DELPHI, Ind.—An Indiana man convicted in the 2017 killings of two teenage girls who vanished during a winter hike was sentenced to a maximum of 130 years in prison Friday in the case that’s long cast a shadow over the teens’ small hometown of Delphi.
A special judge sentenced Richard Allen during a hearing that began at 9 a.m. Allen, 52, was convicted on Nov. 11 in the killings of Abigail Williams, 13, and Liberty German, 14, known as Abby and Libby. A jury found him guilty of two counts of murder and two counts of murder while committing or attempting to commit kidnapping.
Allen was sentenced on two of the four murder counts by Allen County Superior Court Judge Fran Gull, who imposed the maximum of 65 years for each count, to be served consecutively. The sentencing hearing, which included victim impact statements from six relatives of the teens, lasted less than two hours and after it concluded one of Allen’s defense attorneys said they plan to appeal and seek a new trial.
“Thoughts and prayers to the families of the victims. What they went through was unimaginable,” defense attorney Jennifer Auger said.

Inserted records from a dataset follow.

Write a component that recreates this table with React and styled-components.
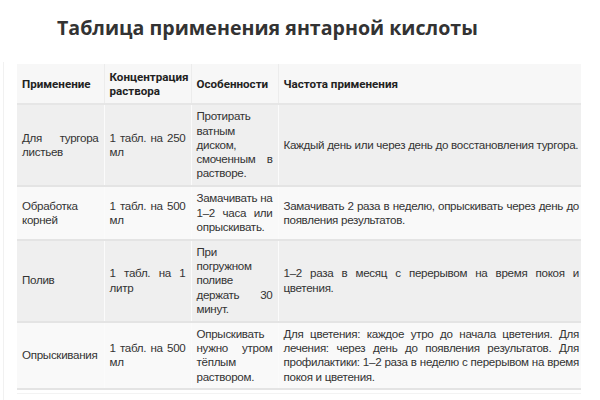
import React from 'react';
import styled, { createGlobalStyle } from 'styled-components';

const GlobalStyle = createGlobalStyle`
  html, body {
    margin: 0;
    padding: 0;
    background: #ffffff;
  }
  body {
    width: 600px;
    height: 400px;
    overflow: hidden;
  }
`;

const Page = styled.div`
  width: 600px;
  height: 400px;
  box-sizing: border-box;
  padding-top: 14px;
`;

const Title = styled.h2`
  margin: 0 0 0 57px;
  font-family: 'Open Sans', sans-serif;
  font-weight: 700;
  font-size: 19.6px;
  line-height: 28px;
  color: #333333;
`;

const Content = styled.div`
  margin-top: 20px;
  margin-left: 3px;
  padding: 2px 0 4px 13px;
  border-left: 1px solid #f1f1f1;
  height: 340px;
  box-sizing: border-box;
`;

const TableClip = styled.div`
  width: 564px;
  overflow: hidden;
  border-bottom: 1px solid #f3f3f3;
  padding-bottom: 3px;
`;

const Table = styled.table`
  width: 567px;
  table-layout: fixed;
  border-collapse: collapse;
  font-family: 'Liberation Sans', Arial, sans-serif;
  font-size: 11.6px;
  letter-spacing: -0.3px;
  line-height: 14.2px;
  color: #333333;
`;

const HeadCell = styled.th`
  background: #f7f7f7;
  font-family: Roboto, 'Liberation Sans', sans-serif;
  font-weight: 700;
  font-size: 11.6px;
  letter-spacing: 0;
  line-height: 14.2px;
  color: #222222;
  text-align: left;
  vertical-align: middle;
  padding: 6px 5px 5px;
  border-left: 1px solid #ececec;
  border-bottom: 2px solid #e6e6e6;
  &:first-child {
    border-left: none;
  }
`;

const Row = styled.tr`
  background: ${p => (p.$shade ? '#efefef' : '#f9f9f9')};
  border-bottom: 2px solid #e4e4e4;
`;

const Cell = styled.td`
  padding: 4px 5px ${p => (p.$tall ? 5 : 4)}px;
  vertical-align: middle;
  text-align: justify;
  border-left: 1px solid #fbfbfb;
  &:first-child {
    border-left: none;
  }
`;

const columns = [
  { title: 'Применение', width: 87 },
  { title: 'Концентрация раствора', width: 87 },
  { title: 'Особенности', width: 87 },
  { title: 'Частота применения' },
];

const rows = [
  [
    'Для тургора листьев',
    '1 табл. на 250 мл',
    'Протирать ватным диском, смоченным в растворе.',
    'Каждый день или через день до восстановления тургора.',
  ],
  [
    'Обработка корней',
    '1 табл. на 500 мл',
    'Замачивать на 1–2 часа или опрыскивать.',
    'Замачивать 2 раза в неделю, опрыскивать через день до появления результатов.',
  ],
  [
    'Полив',
    '1 табл. на 1 литр',
    'При погружном поливе держать 30 минут.',
    '1–2 раза в месяц с перерывом на время покоя и цветения.',
  ],
  [
    'Опрыскивания',
    '1 табл. на 500 мл',
    'Опрыскивать нужно утром тёплым раствором.',
    'Для цветения: каждое утро до начала цветения. Для лечения: через день до появления результатов. Для профилактики: 1–2 раза в неделю с перерывом на время покоя и цветения.',
  ],
];

export default function App() {
  return (
    <>
      <GlobalStyle />
      <Page>
        <Title>Таблица применения янтарной кислоты</Title>
        <Content>
          <TableClip>
            <Table>
              <colgroup>
                {columns.map((c, i) => (
                  <col key={i} style={c.width ? { width: c.width } : undefined} />
                ))}
              </colgroup>
              <thead>
                <tr>
                  {columns.map((c, i) => (
                    <HeadCell key={i}>{c.title}</HeadCell>
                  ))}
                </tr>
              </thead>
              <tbody>
                {rows.map((r, i) => (
                  <Row key={i} $shade={i % 2 === 0}>
                    {r.map((text, j) => (
                      <Cell key={j} $tall={i < 3}>{text}</Cell>
                    ))}
                  </Row>
                ))}
              </tbody>
            </Table>
          </TableClip>
        </Content>
      </Page>
    </>
  );
}
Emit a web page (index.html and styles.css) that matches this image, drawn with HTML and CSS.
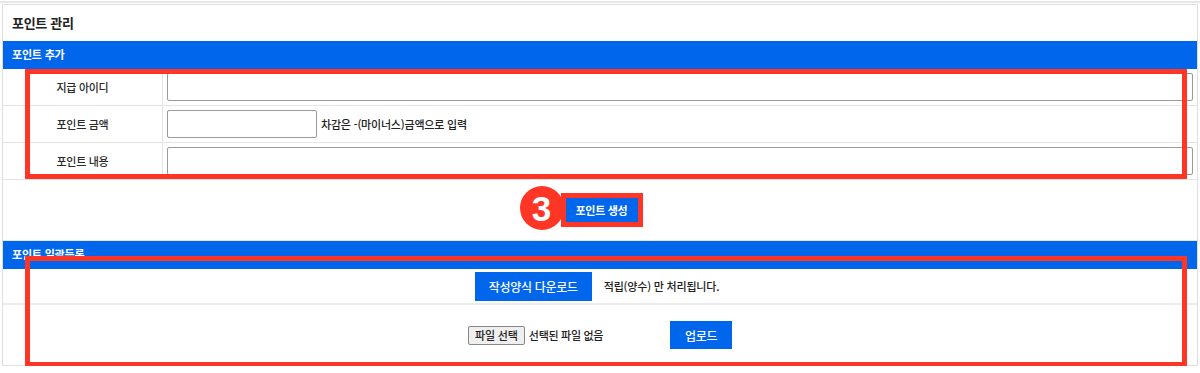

She added that the defense plans to give a more detailed statement later, “but today is not the day for that.”
Allen had faced between 45 years and 130 years in prison in the killings of the Delphi teens.
Allen also lived in Delphi and when he was arrested in October 2022, more than five years after the killings, he was employed as a pharmacy technician at a pharmacy only blocks from the county courthouse where he later stood trial. His weekslong trial came after repeated delays, a leak of evidence, the withdrawal of his public defenders and their reinstatement by the Indiana Supreme Court.
The case, which included tantalizing evidence, has long drawn outsized attention from true-crime enthusiasts. The teens were found dead in February 2017, their throats cut, one day after they vanished while hiking during a day off school.
Gull, the special judge who oversaw Allen’s trial, came from northeastern Indiana’s Allen County, as did the jury.
The seven women and five men were sequestered throughout the trial, which began Oct. 18 in the Carroll County seat of Delphi, the girls’ hometown of about 3,000 residents some 60 miles northwest of Indianapolis.
Allen’s trial came after repeated delays, a leak of evidence, the withdrawal of his public defenders, and their reinstatement by the Indiana Supreme Court.